═══ LISTED RECORDS ═══
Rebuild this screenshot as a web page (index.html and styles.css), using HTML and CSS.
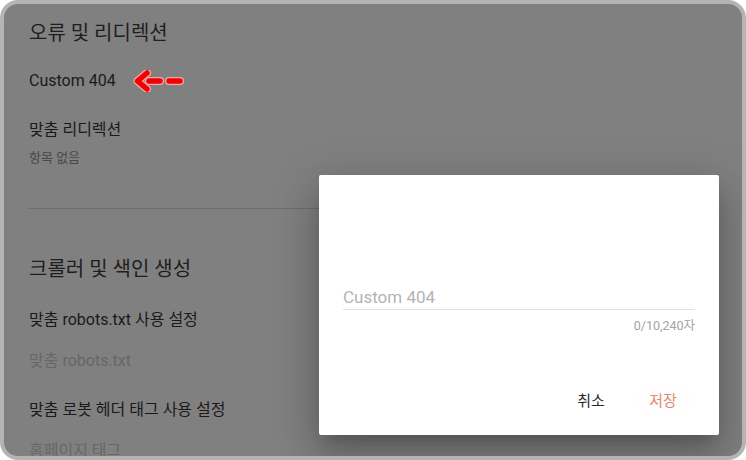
FILE: index.html
```html
<!DOCTYPE html>
<html lang="ko">
<head>
<meta charset="utf-8">
<title>설정</title>
<link rel="stylesheet" href="styles.css">
</head>
<body>
<div class="frame">
  <div class="content">
    <h2 class="heading">오류 및 리디렉션</h2>
    <div class="row custom">
      <span>Custom 404</span>
      <svg class="arrow" width="52" height="22" viewBox="0 0 52 22" aria-hidden="true">
        <g fill="none" stroke="#f1a7a7" stroke-width="8" stroke-linecap="round" stroke-linejoin="round">
          <path d="M14 3 L4.5 11 L14 19"/>
          <path d="M16 11 H27"/>
          <path d="M36 11 H47"/>
        </g>
        <g fill="none" stroke="#f40000" stroke-width="5.5" stroke-linecap="round" stroke-linejoin="round">
          <path d="M14 3 L4.5 11 L14 19"/>
          <path d="M16 11 H27"/>
          <path d="M36 11 H47"/>
        </g>
      </svg>
    </div>
    <div class="row item-title">맞춤 리디렉션</div>
    <div class="row sub">항목 없음</div>
    <hr class="divider">
    <h2 class="heading second">크롤러 및 색인 생성</h2>
    <div class="row item-title gap-a">맞춤 robots.txt 사용 설정</div>
    <div class="row disabled gap-b">맞춤 robots.txt</div>
    <div class="row item-title gap-c">맞춤 로봇 헤더 태그 사용 설정</div>
    <div class="row disabled gap-b">홈페이지 태그</div>
  </div>

  <div class="dialog">
    <div class="field">
      <span class="placeholder">Custom 404</span>
    </div>
    <div class="counter">0/10,240자</div>
    <div class="actions">
      <button class="btn cancel">취소</button>
      <button class="btn save">저장</button>
    </div>
  </div>
</div>
</body>
</html>
```

FILE: styles.css
```css
* { box-sizing: border-box; }

html, body {
  margin: 0;
  padding: 0;
  background: #ffffff;
}

body {
  font-family: Roboto, "Noto Sans CJK KR", "Noto Sans", sans-serif;
}

.frame {
  position: relative;
  width: 746px;
  height: 460px;
  border: 4px solid #b4b4b4;
  border-radius: 18px;
  background: #808080;
  overflow: hidden;
}

.content {
  padding: 17px 25px 0 25px;
}

.heading {
  margin: 0;
  font-weight: 400;
  font-size: 20px;
  line-height: 24px;
  color: #1e1e1e;
}

.heading.second {
  margin-top: 48px;
}

.row {
  font-size: 16px;
  line-height: 24px;
  color: #1a1a1a;
}

.custom {
  display: flex;
  align-items: center;
  margin-top: 24px;
}

.arrow {
  margin-left: 17px;
  display: block;
}

.item-title {
  margin-top: 25px;
}

.sub {
  margin-top: 6px;
  font-size: 13px;
  line-height: 20px;
  color: #484848;
}

.divider {
  margin: 40px 0 0 -1px;
  border: 0;
  height: 1px;
  background: #6e6e6e;
}

.gap-a { margin-top: 27px; }
.gap-b { margin-top: 17px; }
.gap-c { margin-top: 25px; }

.disabled {
  color: #676767;
}

.dialog {
  position: absolute;
  left: 315px;
  top: 171px;
  width: 400px;
  height: 260px;
  background: #ffffff;
  border-radius: 2px;
  padding: 110px 24px 18px 24px;
  display: flex;
  flex-direction: column;
  box-shadow: 0 11px 15px -7px rgba(0,0,0,0.2),
              0 24px 38px 3px rgba(0,0,0,0.14),
              0 9px 46px 8px rgba(0,0,0,0.12);
}

.field {
  height: 25px;
  border-bottom: 1px solid #e0e0e0;
  font-size: 17px;
  line-height: 24px;
}

.placeholder {
  color: #b3b3b3;
}

.counter {
  margin-top: 8px;
  text-align: right;
  font-size: 12.5px;
  line-height: 16px;
  color: #a3a3a3;
}

.actions {
  margin-top: auto;
  display: flex;
  justify-content: flex-end;
  gap: 8px;
}

.btn {
  min-width: 64px;
  height: 36px;
  border: 0;
  background: transparent;
  font-family: Roboto, "Noto Sans CJK KR", sans-serif;
  font-size: 15px;
  padding: 0 8px;
  border-radius: 4px;
}

.cancel {
  color: #2a2a2a;
}

.save {
  color: #dc8a72;
  background: radial-gradient(ellipse at center, rgba(230,140,110,0.035) 0%, rgba(230,140,110,0) 70%);
}
```
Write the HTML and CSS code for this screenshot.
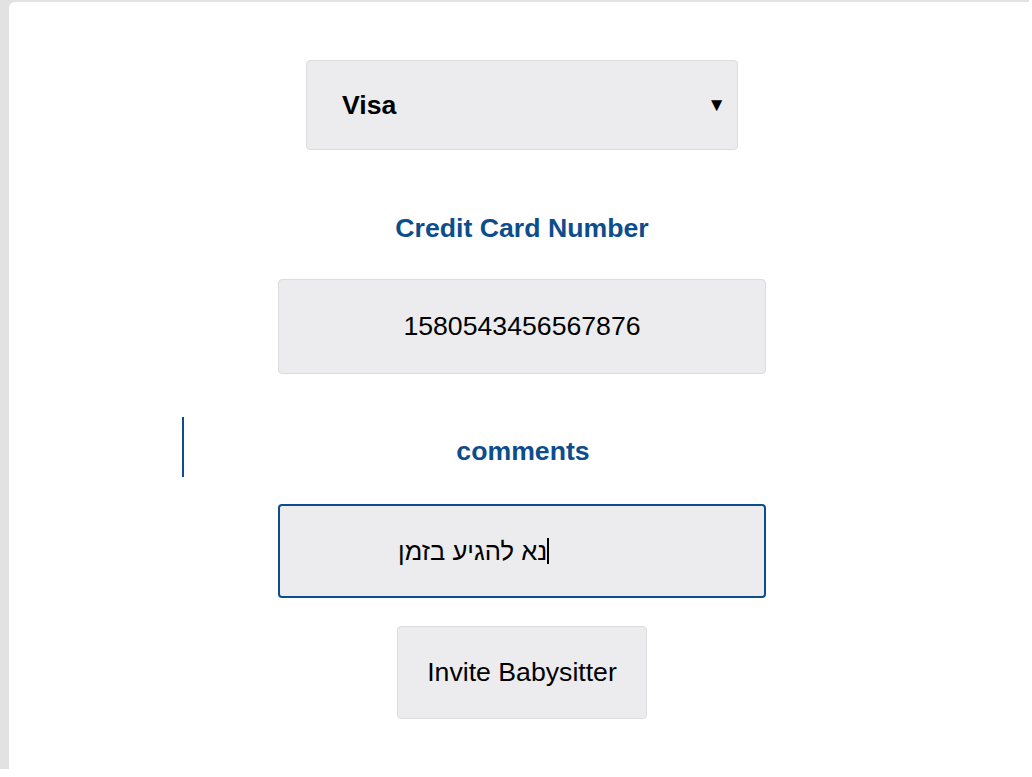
FILE: index.html
```html
<!DOCTYPE html>
<html lang="en">
<head>
<meta charset="utf-8">
<title>Invite Babysitter</title>
<link rel="stylesheet" href="styles.css">
</head>
<body>
<div class="frame">
  <div class="card">
    <div class="form">
      <div class="select">
        <span class="select-value">Visa</span>
        <span class="select-arrow">▼</span>
      </div>
      <div class="label label-card">Credit Card Number</div>
      <div class="field">1580543456567876</div>
      <div class="label-row">comments</div>
      <div class="field field-focus"><span class="rtl" dir="rtl">נא להגיע בזמן</span><span class="caret"></span></div>
      <div class="button">Invite Babysitter</div>
    </div>
  </div>
</div>
</body>
</html>
```
FILE: styles.css
```css
* { box-sizing: border-box; }
html, body { margin: 0; padding: 0; background: #ffffff; }
body { font-family: "Liberation Sans", Arial, sans-serif; color: #000; }
.frame {
  width: 1029px;
  height: 769px;
  background: #e2e2e2;
  padding: 2px 0 0 9px;
}
.card {
  background: #fff;
  height: 100%;
  border-top-left-radius: 6px;
  padding: 58px 0 0 6px;
}
.form {
  display: flex;
  flex-direction: column;
  align-items: center;
}
.select {
  width: 432px;
  height: 90px;
  background: #ececee;
  border: 1px solid #dcdcdc;
  border-radius: 4px;
  display: flex;
  align-items: center;
  justify-content: space-between;
  padding: 0 11px 0 35px;
}
.select-value { font-size: 26.67px; font-weight: bold; }
.select-arrow { font-size: 19px; }
.label {
  color: #0d4d8c;
  font-weight: bold;
  font-size: 26.67px;
  line-height: 30px;
}
.label-card { margin-top: 63px; }
.field {
  width: 488px;
  height: 95px;
  margin-top: 36px;
  background: #ececee;
  border: 1px solid #dcdcdc;
  border-radius: 4px;
  display: flex;
  align-items: center;
  justify-content: center;
  font-size: 26.67px;
}
.label-row {
  width: 680px;
  height: 60px;
  margin-top: 43px;
  border-left: 2px solid #0d4d8c;
  color: #0d4d8c;
  font-weight: bold;
  font-size: 26.67px;
  text-align: center;
  padding-top: 19px;
  line-height: 30px;
}
.field-focus {
  height: 94px;
  margin-top: 27px;
  border: 2px solid #0d4d8c;
  justify-content: flex-start;
  padding-left: 118px;
}
.rtl { direction: rtl; font-family: "Liberation Sans", "DejaVu Sans", sans-serif; font-size: 25.6px; }
.caret {
  width: 2px;
  height: 26px;
  background: #000;
}
.button {
  width: 250px;
  height: 93px;
  margin-top: 28px;
  background: #ececee;
  border: 1px solid #dcdcdc;
  border-radius: 4px;
  display: flex;
  align-items: center;
  justify-content: center;
  font-size: 26.67px;
}
```
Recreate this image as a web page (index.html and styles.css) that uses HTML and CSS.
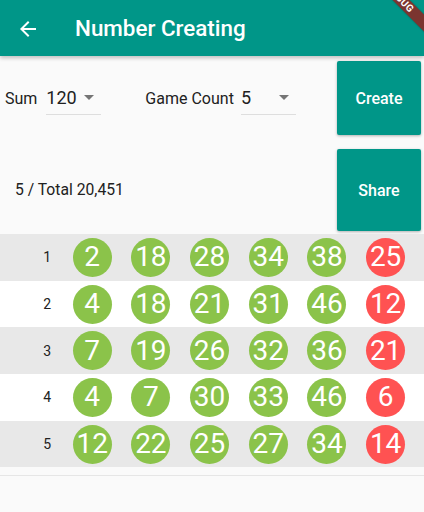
═══
■ **SHORT PROBLEM**
Copy out the data above exactly, except the pictures.

■ **OUTPUT**
Rebuild this screenshot as a web page (index.html and styles.css), using HTML and CSS.
FILE: index.html
```html
<!DOCTYPE html>
<html lang="ko">
<head>
<meta charset="utf-8">
<title>설정</title>
<link rel="stylesheet" href="styles.css">
</head>
<body>
<div class="frame">
  <div class="content">
    <h2 class="heading">오류 및 리디렉션</h2>
    <div class="row custom">
      <span>Custom 404</span>
      <svg class="arrow" width="52" height="22" viewBox="0 0 52 22" aria-hidden="true">
        <g fill="none" stroke="#f1a7a7" stroke-width="8" stroke-linecap="round" stroke-linejoin="round">
          <path d="M14 3 L4.5 11 L14 19"/>
          <path d="M16 11 H27"/>
          <path d="M36 11 H47"/>
        </g>
        <g fill="none" stroke="#f40000" stroke-width="5.5" stroke-linecap="round" stroke-linejoin="round">
          <path d="M14 3 L4.5 11 L14 19"/>
          <path d="M16 11 H27"/>
          <path d="M36 11 H47"/>
        </g>
      </svg>
    </div>
    <div class="row item-title">맞춤 리디렉션</div>
    <div class="row sub">항목 없음</div>
    <hr class="divider">
    <h2 class="heading second">크롤러 및 색인 생성</h2>
    <div class="row item-title gap-a">맞춤 robots.txt 사용 설정</div>
    <div class="row disabled gap-b">맞춤 robots.txt</div>
    <div class="row item-title gap-c">맞춤 로봇 헤더 태그 사용 설정</div>
    <div class="row disabled gap-b">홈페이지 태그</div>
  </div>

  <div class="dialog">
    <div class="field">
      <span class="placeholder">Custom 404</span>
    </div>
    <div class="counter">0/10,240자</div>
    <div class="actions">
      <button class="btn cancel">취소</button>
      <button class="btn save">저장</button>
    </div>
  </div>
</div>
</body>
</html>
```

FILE: styles.css
```css
* { box-sizing: border-box; }

html, body {
  margin: 0;
  padding: 0;
  background: #ffffff;
}

body {
  font-family: Roboto, "Noto Sans CJK KR", "Noto Sans", sans-serif;
}

.frame {
  position: relative;
  width: 746px;
  height: 460px;
  border: 4px solid #b4b4b4;
  border-radius: 18px;
  background: #808080;
  overflow: hidden;
}

.content {
  padding: 17px 25px 0 25px;
}

.heading {
  margin: 0;
  font-weight: 400;
  font-size: 20px;
  line-height: 24px;
  color: #1e1e1e;
}

.heading.second {
  margin-top: 48px;
}

.row {
  font-size: 16px;
  line-height: 24px;
  color: #1a1a1a;
}

.custom {
  display: flex;
  align-items: center;
  margin-top: 24px;
}

.arrow {
  margin-left: 17px;
  display: block;
}

.item-title {
  margin-top: 25px;
}

.sub {
  margin-top: 6px;
  font-size: 13px;
  line-height: 20px;
  color: #484848;
}

.divider {
  margin: 40px 0 0 -1px;
  border: 0;
  height: 1px;
  background: #6e6e6e;
}

.gap-a { margin-top: 27px; }
.gap-b { margin-top: 17px; }
.gap-c { margin-top: 25px; }

.disabled {
  color: #676767;
}

.dialog {
  position: absolute;
  left: 315px;
  top: 171px;
  width: 400px;
  height: 260px;
  background: #ffffff;
  border-radius: 2px;
  padding: 110px 24px 18px 24px;
  display: flex;
  flex-direction: column;
  box-shadow: 0 11px 15px -7px rgba(0,0,0,0.2),
              0 24px 38px 3px rgba(0,0,0,0.14),
              0 9px 46px 8px rgba(0,0,0,0.12);
}

.field {
  height: 25px;
  border-bottom: 1px solid #e0e0e0;
  font-size: 17px;
  line-height: 24px;
}

.placeholder {
  color: #b3b3b3;
}

.counter {
  margin-top: 8px;
  text-align: right;
  font-size: 12.5px;
  line-height: 16px;
  color: #a3a3a3;
}

.actions {
  margin-top: auto;
  display: flex;
  justify-content: flex-end;
  gap: 8px;
}

.btn {
  min-width: 64px;
  height: 36px;
  border: 0;
  background: transparent;
  font-family: Roboto, "Noto Sans CJK KR", sans-serif;
  font-size: 15px;
  padding: 0 8px;
  border-radius: 4px;
}

.cancel {
  color: #2a2a2a;
}

.save {
  color: #dc8a72;
  background: radial-gradient(ellipse at center, rgba(230,140,110,0.035) 0%, rgba(230,140,110,0) 70%);
}
```
Write the HTML and CSS code for this screenshot.
FILE: index.html
```html
<!DOCTYPE html>
<html lang="en">
<head>
<meta charset="utf-8">
<title>Invite Babysitter</title>
<link rel="stylesheet" href="styles.css">
</head>
<body>
<div class="frame">
  <div class="card">
    <div class="form">
      <div class="select">
        <span class="select-value">Visa</span>
        <span class="select-arrow">▼</span>
      </div>
      <div class="label label-card">Credit Card Number</div>
      <div class="field">1580543456567876</div>
      <div class="label-row">comments</div>
      <div class="field field-focus"><span class="rtl" dir="rtl">נא להגיע בזמן</span><span class="caret"></span></div>
      <div class="button">Invite Babysitter</div>
    </div>
  </div>
</div>
</body>
</html>
```
FILE: styles.css
```css
* { box-sizing: border-box; }
html, body { margin: 0; padding: 0; background: #ffffff; }
body { font-family: "Liberation Sans", Arial, sans-serif; color: #000; }
.frame {
  width: 1029px;
  height: 769px;
  background: #e2e2e2;
  padding: 2px 0 0 9px;
}
.card {
  background: #fff;
  height: 100%;
  border-top-left-radius: 6px;
  padding: 58px 0 0 6px;
}
.form {
  display: flex;
  flex-direction: column;
  align-items: center;
}
.select {
  width: 432px;
  height: 90px;
  background: #ececee;
  border: 1px solid #dcdcdc;
  border-radius: 4px;
  display: flex;
  align-items: center;
  justify-content: space-between;
  padding: 0 11px 0 35px;
}
.select-value { font-size: 26.67px; font-weight: bold; }
.select-arrow { font-size: 19px; }
.label {
  color: #0d4d8c;
  font-weight: bold;
  font-size: 26.67px;
  line-height: 30px;
}
.label-card { margin-top: 63px; }
.field {
  width: 488px;
  height: 95px;
  margin-top: 36px;
  background: #ececee;
  border: 1px solid #dcdcdc;
  border-radius: 4px;
  display: flex;
  align-items: center;
  justify-content: center;
  font-size: 26.67px;
}
.label-row {
  width: 680px;
  height: 60px;
  margin-top: 43px;
  border-left: 2px solid #0d4d8c;
  color: #0d4d8c;
  font-weight: bold;
  font-size: 26.67px;
  text-align: center;
  padding-top: 19px;
  line-height: 30px;
}
.field-focus {
  height: 94px;
  margin-top: 27px;
  border: 2px solid #0d4d8c;
  justify-content: flex-start;
  padding-left: 118px;
}
.rtl { direction: rtl; font-family: "Liberation Sans", "DejaVu Sans", sans-serif; font-size: 25.6px; }
.caret {
  width: 2px;
  height: 26px;
  background: #000;
}
.button {
  width: 250px;
  height: 93px;
  margin-top: 28px;
  background: #ececee;
  border: 1px solid #dcdcdc;
  border-radius: 4px;
  display: flex;
  align-items: center;
  justify-content: center;
  font-size: 26.67px;
}
```
Recreate this image as a web page (index.html and styles.css) that uses HTML and CSS.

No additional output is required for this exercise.